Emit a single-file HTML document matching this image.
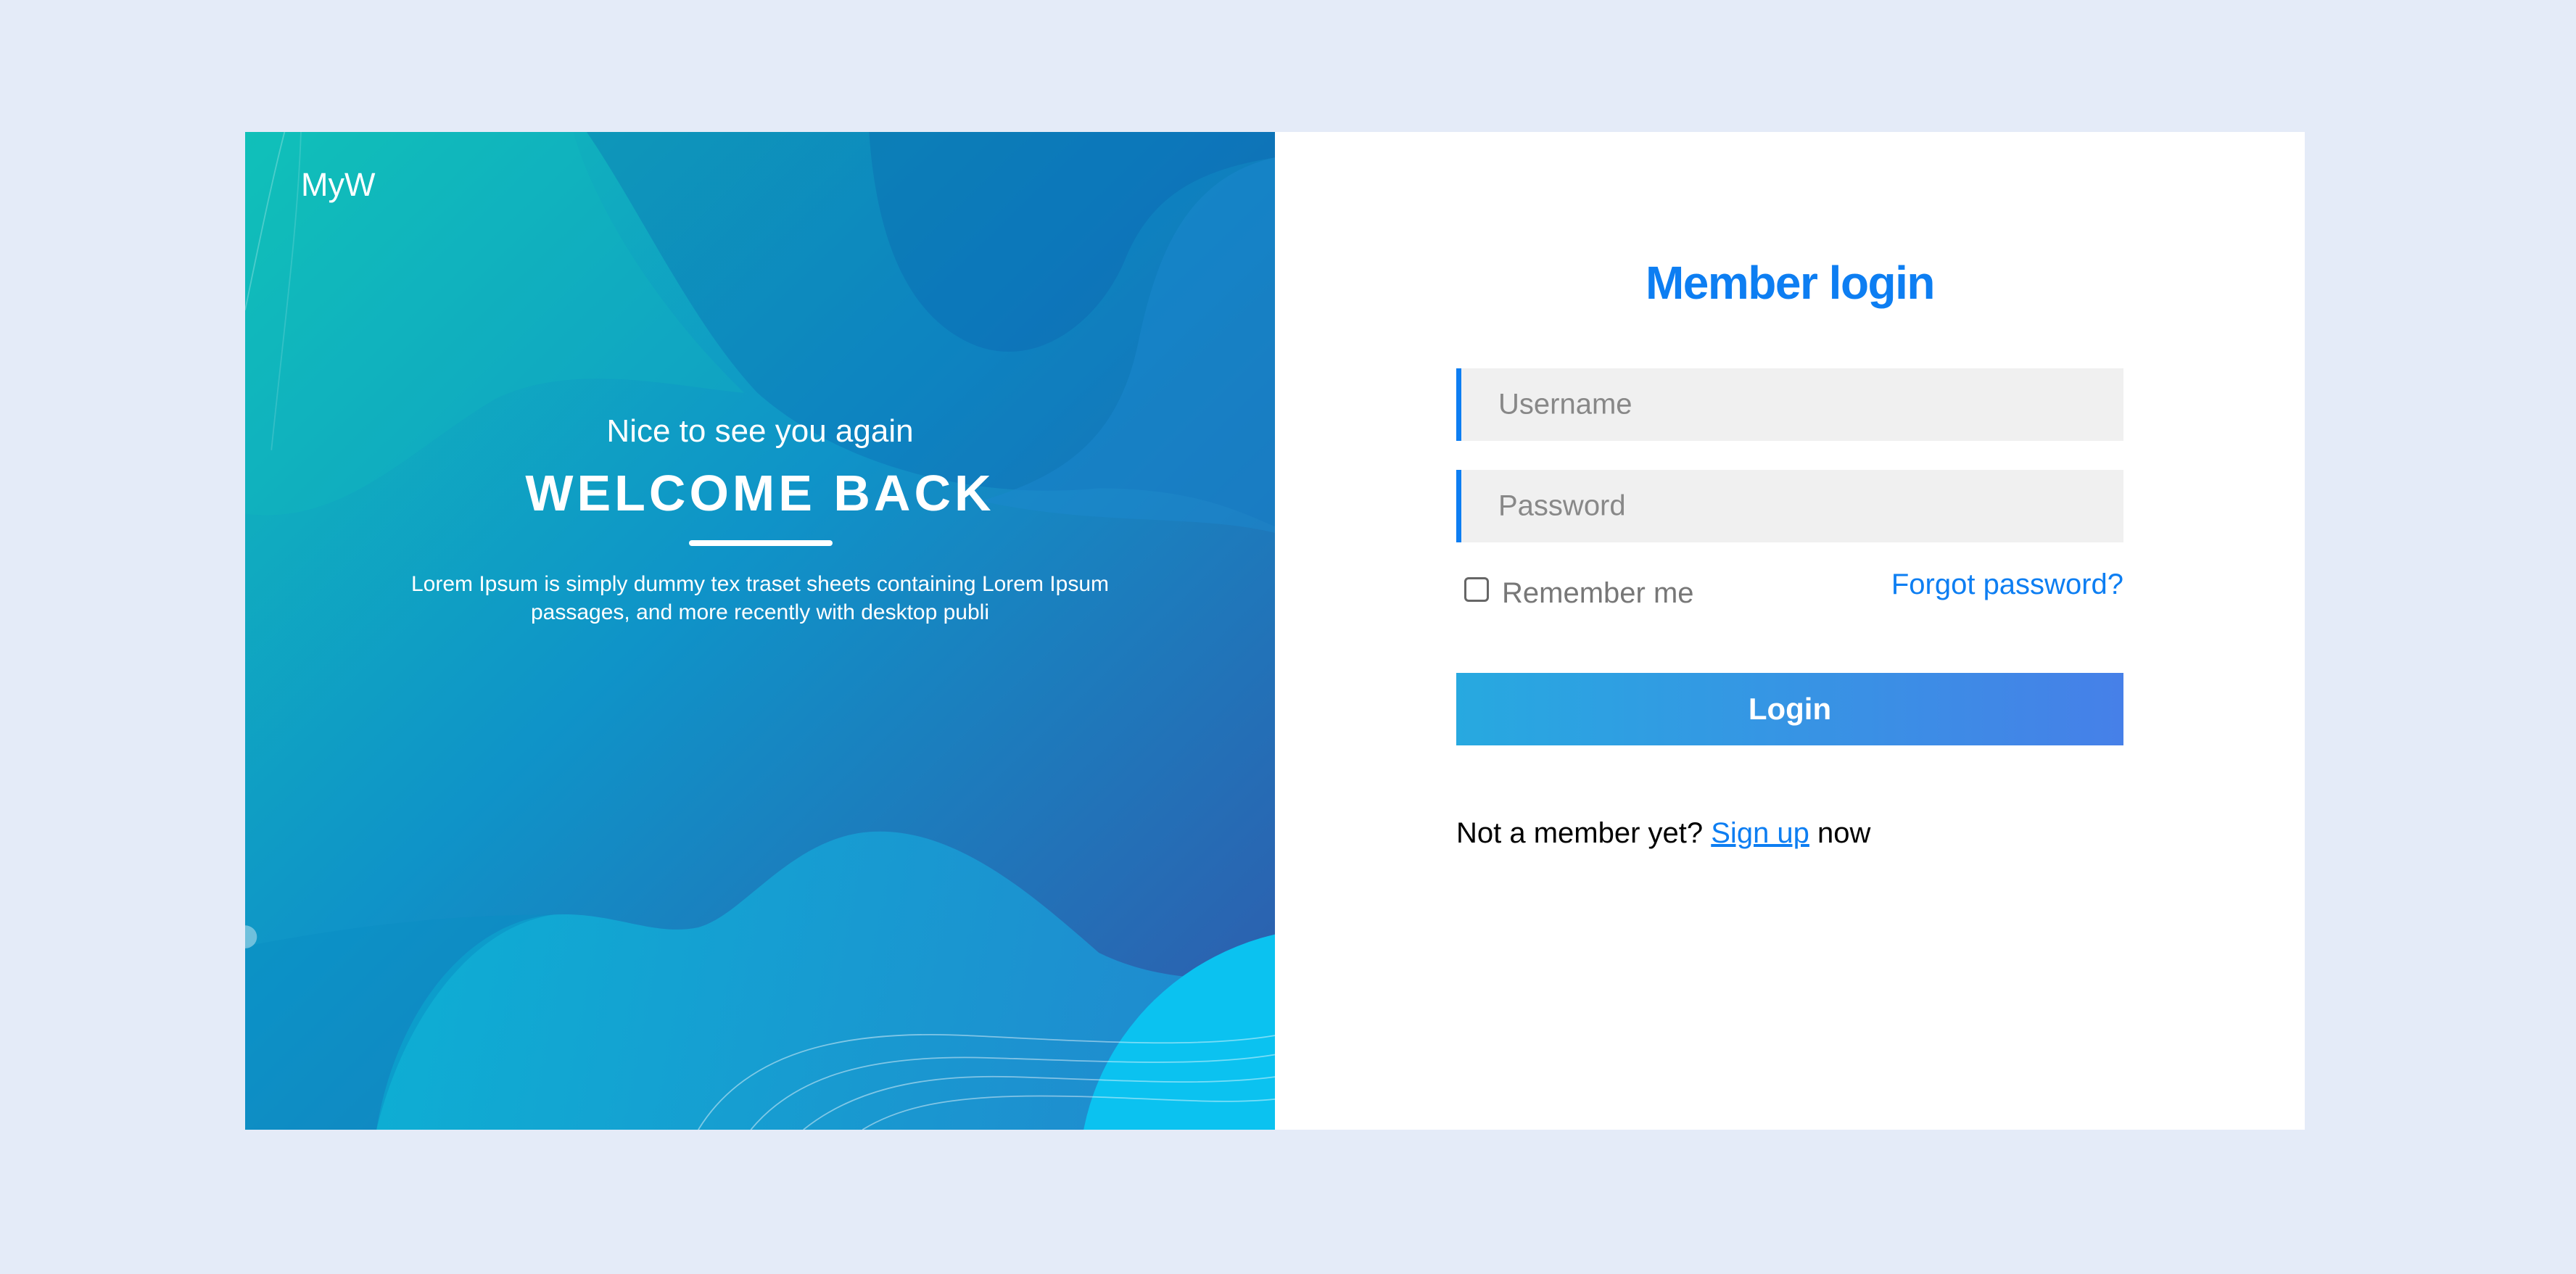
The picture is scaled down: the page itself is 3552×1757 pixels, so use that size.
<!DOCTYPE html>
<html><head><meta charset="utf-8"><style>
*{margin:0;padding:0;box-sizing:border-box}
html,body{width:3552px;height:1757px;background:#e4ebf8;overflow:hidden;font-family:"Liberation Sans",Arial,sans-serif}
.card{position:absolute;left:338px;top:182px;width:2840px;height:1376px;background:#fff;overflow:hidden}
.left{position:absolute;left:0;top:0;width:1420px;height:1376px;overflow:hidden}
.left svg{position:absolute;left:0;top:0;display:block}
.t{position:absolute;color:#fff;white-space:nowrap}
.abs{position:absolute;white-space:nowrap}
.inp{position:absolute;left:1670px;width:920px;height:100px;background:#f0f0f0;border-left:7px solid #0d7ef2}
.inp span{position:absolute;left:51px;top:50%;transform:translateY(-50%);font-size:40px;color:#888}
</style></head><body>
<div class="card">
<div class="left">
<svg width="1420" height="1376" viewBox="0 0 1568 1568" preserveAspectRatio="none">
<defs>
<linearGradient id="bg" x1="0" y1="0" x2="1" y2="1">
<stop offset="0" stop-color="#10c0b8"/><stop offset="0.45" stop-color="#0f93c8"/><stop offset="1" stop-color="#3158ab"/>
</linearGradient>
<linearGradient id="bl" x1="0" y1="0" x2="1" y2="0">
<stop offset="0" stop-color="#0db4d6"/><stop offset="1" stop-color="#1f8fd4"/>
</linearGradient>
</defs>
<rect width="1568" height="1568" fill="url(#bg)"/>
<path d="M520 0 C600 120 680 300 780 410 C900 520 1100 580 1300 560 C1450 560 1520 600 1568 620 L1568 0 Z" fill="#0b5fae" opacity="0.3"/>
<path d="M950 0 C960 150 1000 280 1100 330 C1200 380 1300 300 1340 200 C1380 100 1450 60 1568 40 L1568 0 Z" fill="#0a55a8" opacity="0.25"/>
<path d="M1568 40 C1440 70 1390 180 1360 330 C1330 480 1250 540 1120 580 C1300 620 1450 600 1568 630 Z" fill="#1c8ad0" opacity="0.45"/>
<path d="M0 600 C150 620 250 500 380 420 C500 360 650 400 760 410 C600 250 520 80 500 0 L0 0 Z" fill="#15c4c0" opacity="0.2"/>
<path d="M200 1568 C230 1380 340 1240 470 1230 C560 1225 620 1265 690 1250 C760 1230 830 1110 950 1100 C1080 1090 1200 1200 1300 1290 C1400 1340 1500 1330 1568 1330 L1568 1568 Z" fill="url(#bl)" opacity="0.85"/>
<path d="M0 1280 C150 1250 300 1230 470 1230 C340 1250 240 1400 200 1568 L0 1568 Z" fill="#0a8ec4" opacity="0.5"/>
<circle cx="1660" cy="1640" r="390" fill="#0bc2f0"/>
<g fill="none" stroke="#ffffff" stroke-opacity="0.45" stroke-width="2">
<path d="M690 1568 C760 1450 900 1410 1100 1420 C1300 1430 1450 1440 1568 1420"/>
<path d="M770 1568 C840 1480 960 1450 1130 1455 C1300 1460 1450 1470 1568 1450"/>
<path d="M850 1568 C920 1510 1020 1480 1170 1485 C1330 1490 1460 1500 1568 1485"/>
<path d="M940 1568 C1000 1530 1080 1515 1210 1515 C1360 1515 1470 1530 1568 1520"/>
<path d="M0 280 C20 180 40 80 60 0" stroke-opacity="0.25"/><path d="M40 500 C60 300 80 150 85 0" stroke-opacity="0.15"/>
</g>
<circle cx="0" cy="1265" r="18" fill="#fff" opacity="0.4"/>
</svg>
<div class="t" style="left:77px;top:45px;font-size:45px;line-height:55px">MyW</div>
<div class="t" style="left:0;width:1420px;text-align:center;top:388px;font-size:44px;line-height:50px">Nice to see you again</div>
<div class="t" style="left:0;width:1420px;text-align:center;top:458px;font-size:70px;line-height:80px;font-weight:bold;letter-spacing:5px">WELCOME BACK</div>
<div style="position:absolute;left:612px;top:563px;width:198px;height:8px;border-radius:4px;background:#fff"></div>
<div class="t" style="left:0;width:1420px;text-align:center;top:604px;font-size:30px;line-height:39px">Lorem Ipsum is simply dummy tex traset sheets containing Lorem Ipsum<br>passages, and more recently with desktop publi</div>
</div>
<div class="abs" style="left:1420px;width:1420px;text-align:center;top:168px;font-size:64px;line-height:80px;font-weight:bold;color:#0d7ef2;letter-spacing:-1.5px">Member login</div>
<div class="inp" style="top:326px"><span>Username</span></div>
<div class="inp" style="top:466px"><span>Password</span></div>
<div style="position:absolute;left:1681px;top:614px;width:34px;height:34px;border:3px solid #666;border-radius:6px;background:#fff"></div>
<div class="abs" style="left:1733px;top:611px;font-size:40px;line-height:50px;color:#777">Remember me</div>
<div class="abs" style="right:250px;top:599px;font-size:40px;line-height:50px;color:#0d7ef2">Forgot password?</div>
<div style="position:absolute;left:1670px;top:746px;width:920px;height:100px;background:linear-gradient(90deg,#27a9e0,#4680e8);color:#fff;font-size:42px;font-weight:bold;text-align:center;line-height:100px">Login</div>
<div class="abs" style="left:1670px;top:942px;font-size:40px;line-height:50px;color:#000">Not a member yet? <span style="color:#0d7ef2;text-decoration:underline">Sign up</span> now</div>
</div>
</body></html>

----

▶ EXERCISE GOAL
Reproduce all of the material exactly, apart from the pictures.

▶ TASK RESPONSE
Emit a single-file HTML document matching this image.
The picture is scaled down: the page itself is 3552×1757 pixels, so use that size.
<!DOCTYPE html>
<html><head><meta charset="utf-8"><style>
*{margin:0;padding:0;box-sizing:border-box}
html,body{width:3552px;height:1757px;background:#e4ebf8;overflow:hidden;font-family:"Liberation Sans",Arial,sans-serif}
.card{position:absolute;left:338px;top:182px;width:2840px;height:1376px;background:#fff;overflow:hidden}
.left{position:absolute;left:0;top:0;width:1420px;height:1376px;overflow:hidden}
.left svg{position:absolute;left:0;top:0;display:block}
.t{position:absolute;color:#fff;white-space:nowrap}
.abs{position:absolute;white-space:nowrap}
.inp{position:absolute;left:1670px;width:920px;height:100px;background:#f0f0f0;border-left:7px solid #0d7ef2}
.inp span{position:absolute;left:51px;top:50%;transform:translateY(-50%);font-size:40px;color:#888}
</style></head><body>
<div class="card">
<div class="left">
<svg width="1420" height="1376" viewBox="0 0 1568 1568" preserveAspectRatio="none">
<defs>
<linearGradient id="bg" x1="0" y1="0" x2="1" y2="1">
<stop offset="0" stop-color="#10c0b8"/><stop offset="0.45" stop-color="#0f93c8"/><stop offset="1" stop-color="#3158ab"/>
</linearGradient>
<linearGradient id="bl" x1="0" y1="0" x2="1" y2="0">
<stop offset="0" stop-color="#0db4d6"/><stop offset="1" stop-color="#1f8fd4"/>
</linearGradient>
</defs>
<rect width="1568" height="1568" fill="url(#bg)"/>
<path d="M520 0 C600 120 680 300 780 410 C900 520 1100 580 1300 560 C1450 560 1520 600 1568 620 L1568 0 Z" fill="#0b5fae" opacity="0.3"/>
<path d="M950 0 C960 150 1000 280 1100 330 C1200 380 1300 300 1340 200 C1380 100 1450 60 1568 40 L1568 0 Z" fill="#0a55a8" opacity="0.25"/>
<path d="M1568 40 C1440 70 1390 180 1360 330 C1330 480 1250 540 1120 580 C1300 620 1450 600 1568 630 Z" fill="#1c8ad0" opacity="0.45"/>
<path d="M0 600 C150 620 250 500 380 420 C500 360 650 400 760 410 C600 250 520 80 500 0 L0 0 Z" fill="#15c4c0" opacity="0.2"/>
<path d="M200 1568 C230 1380 340 1240 470 1230 C560 1225 620 1265 690 1250 C760 1230 830 1110 950 1100 C1080 1090 1200 1200 1300 1290 C1400 1340 1500 1330 1568 1330 L1568 1568 Z" fill="url(#bl)" opacity="0.85"/>
<path d="M0 1280 C150 1250 300 1230 470 1230 C340 1250 240 1400 200 1568 L0 1568 Z" fill="#0a8ec4" opacity="0.5"/>
<circle cx="1660" cy="1640" r="390" fill="#0bc2f0"/>
<g fill="none" stroke="#ffffff" stroke-opacity="0.45" stroke-width="2">
<path d="M690 1568 C760 1450 900 1410 1100 1420 C1300 1430 1450 1440 1568 1420"/>
<path d="M770 1568 C840 1480 960 1450 1130 1455 C1300 1460 1450 1470 1568 1450"/>
<path d="M850 1568 C920 1510 1020 1480 1170 1485 C1330 1490 1460 1500 1568 1485"/>
<path d="M940 1568 C1000 1530 1080 1515 1210 1515 C1360 1515 1470 1530 1568 1520"/>
<path d="M0 280 C20 180 40 80 60 0" stroke-opacity="0.25"/><path d="M40 500 C60 300 80 150 85 0" stroke-opacity="0.15"/>
</g>
<circle cx="0" cy="1265" r="18" fill="#fff" opacity="0.4"/>
</svg>
<div class="t" style="left:77px;top:45px;font-size:45px;line-height:55px">MyW</div>
<div class="t" style="left:0;width:1420px;text-align:center;top:388px;font-size:44px;line-height:50px">Nice to see you again</div>
<div class="t" style="left:0;width:1420px;text-align:center;top:458px;font-size:70px;line-height:80px;font-weight:bold;letter-spacing:5px">WELCOME BACK</div>
<div style="position:absolute;left:612px;top:563px;width:198px;height:8px;border-radius:4px;background:#fff"></div>
<div class="t" style="left:0;width:1420px;text-align:center;top:604px;font-size:30px;line-height:39px">Lorem Ipsum is simply dummy tex traset sheets containing Lorem Ipsum<br>passages, and more recently with desktop publi</div>
</div>
<div class="abs" style="left:1420px;width:1420px;text-align:center;top:168px;font-size:64px;line-height:80px;font-weight:bold;color:#0d7ef2;letter-spacing:-1.5px">Member login</div>
<div class="inp" style="top:326px"><span>Username</span></div>
<div class="inp" style="top:466px"><span>Password</span></div>
<div style="position:absolute;left:1681px;top:614px;width:34px;height:34px;border:3px solid #666;border-radius:6px;background:#fff"></div>
<div class="abs" style="left:1733px;top:611px;font-size:40px;line-height:50px;color:#777">Remember me</div>
<div class="abs" style="right:250px;top:599px;font-size:40px;line-height:50px;color:#0d7ef2">Forgot password?</div>
<div style="position:absolute;left:1670px;top:746px;width:920px;height:100px;background:linear-gradient(90deg,#27a9e0,#4680e8);color:#fff;font-size:42px;font-weight:bold;text-align:center;line-height:100px">Login</div>
<div class="abs" style="left:1670px;top:942px;font-size:40px;line-height:50px;color:#000">Not a member yet? <span style="color:#0d7ef2;text-decoration:underline">Sign up</span> now</div>
</div>
</body></html>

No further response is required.